From the organization Giordano was instructed in the uncompromising standards for Neapolitan pizza, including a calorie chart, precise recipes and a restricted list of ingredients. He accepted the conditions without reservation. “I work in a traditional manner, with the same passion and by the rules. Every two weeks I send the association photos of the pizzas that I make. They offer ideas and guide me,” he says.
What upsets you?
“I don’t like bad-tempered customers, who are rude to the staff, the ones who think that because they bought a pizza they also bought the place. You ordered a pizza with anchovies? Taste it, at least! What did you expect, Beef Bourguignon? Don’t come to my place if you think you have more rights than anyone else. My job is to make you excellent pizza, your job is to eat it. If you’re good to me, then I’ll also make coffee for you afterward,” Giordano says with a smile.
“By the way, how is the pizza?” he asks a diner sitting at the bar and eating with obvious passion. Before he can swallow and respond, Giordano continues: “If people tell me the pizza is sababa (“great” in Arabic-derived Israeli slang), I get annoyed. I hate that expression. Is it even Hebrew? Is it in the dictionary? Sababa is a word that describes everything, that has ceased to be a compliment.
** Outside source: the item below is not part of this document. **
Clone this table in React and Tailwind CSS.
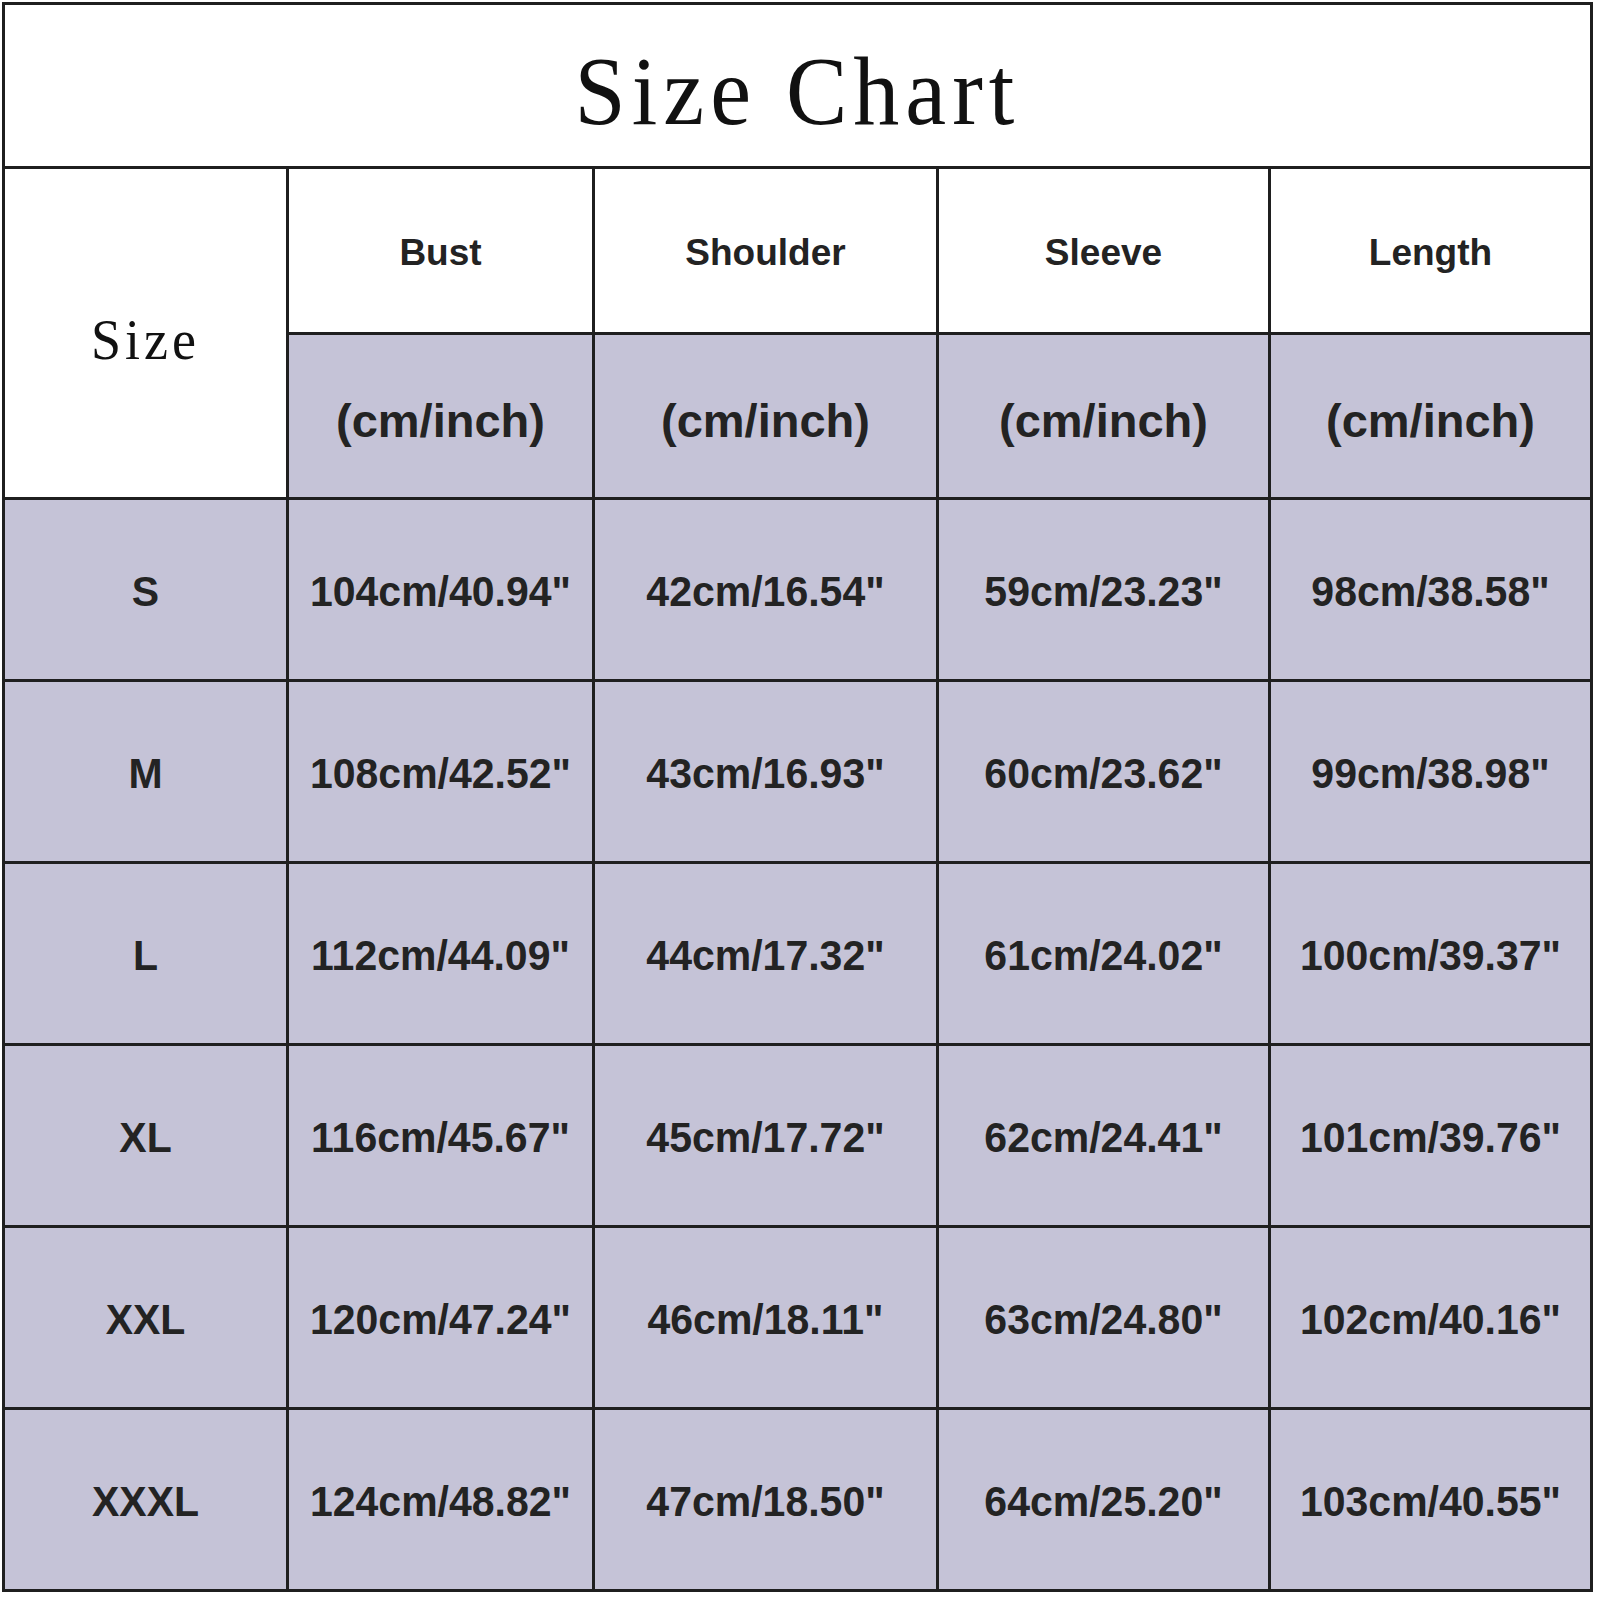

It’s like saying the pizza is ‘beseder’ (“okay”).
“My pizza isn’t fattening. There’s no oil in it, only peeled tomatoes and excellent mozzarella,” he says, proving his point by stealing a slice from my plate − despite the diet he is supposed to be on. He folds it and shoves it into his mouth. “In Naples we eat pizza with one hand, folded like a billfold,” he explains. “But here I have to cut it into slices, the way Israelis like it.”